Book Review: The Carnivore's Manifesto: Eating Well, Eating Responsibly, and Eating Meat

I got my hands on an advanced readers copy of The Carnivore's Manifesto: Eating Well, Eating Responsibly, and Eating Meat by Patrick Martins and enjoyed the book. The book comes out on June 10th, 2014 and you can pre-order it on Amazon.

The Carnivore's Manifesto: Eating Well, Eating Responsibly, and Eating Meat
The Carnivore's Manifesto: Eating Well, Eating Responsibly, and Eating Meat really is a manifesto.

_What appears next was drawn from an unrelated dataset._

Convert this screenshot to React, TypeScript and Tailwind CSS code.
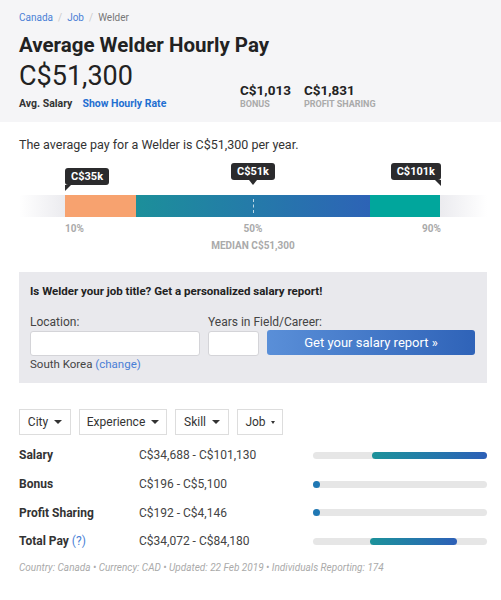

The author, Patrick Martins, has been instrumental in founding the Slow Food movement and is passionate about clean, sustainable, eating and farming.  He uses words and phrases like 'complicit in their crimes' and talks about the extinction of heritage pigs and turkeys.  He wouldn't be out of place in Berkeley, yelling on Sproul Plaza about his cause.

The book is a series of short essays on a topic ranging from the food supply chain, breeding conditions, artisan producers and vignettes told from the perspective of a cow, pig and turkey.  I'd read a few at night before going to bed.

Like other books I've read, this book does not take the stance that being a meat eater is good and vegetarianism isn't. This isn't a foil to the vegetarians, but to the Concentrated Agriculture Feeding Organizations. His view is that if you're going to eat meat, give the animal the best life, rather than constrain it to some dark, fume filled barn. The activist in Patrick wants people to make decisions that get food production out of the big corporate, profit centric organizations and into the hands of sustainable, heritage producers and help them become profitable. These sustainable operations not only make great tasting food, but they help the whole life cycle as opposed to creating waste while producing genetically modified meat.

Something I found to be very interesting was his perspective on ground meat - we need to eat more of it. This allows the farmer to sell the fewer desirable cuts of meat from the cow/pig/turkey and get a good price for the rest of it. If we only buy filet or pork loins, the farmer won't have a good opportunity to sell the rest.

It's a good read, but every once in a while you have to push past the activist cries. This book won't change vegetarian's opinions, but I don't think it was meant to. It's really targeted to those that already eat meat, but don't yet understand the dark side of what happens to get meat into your grocery store.

As a note, this isn't a sponsored post, but an my own book review and like everything else, my own opinion. The post does contain affiliate links, so if you click it to Amazon, I'll get a little back. I was able to get my hands on the advanced readers copy at work. As I write my reviews on Goodreads, I think about the book reports that my kids have to write for school.  Now, if any publishers would like me to read and review books on clean living or the paleo lifestyle, I'd be happy to!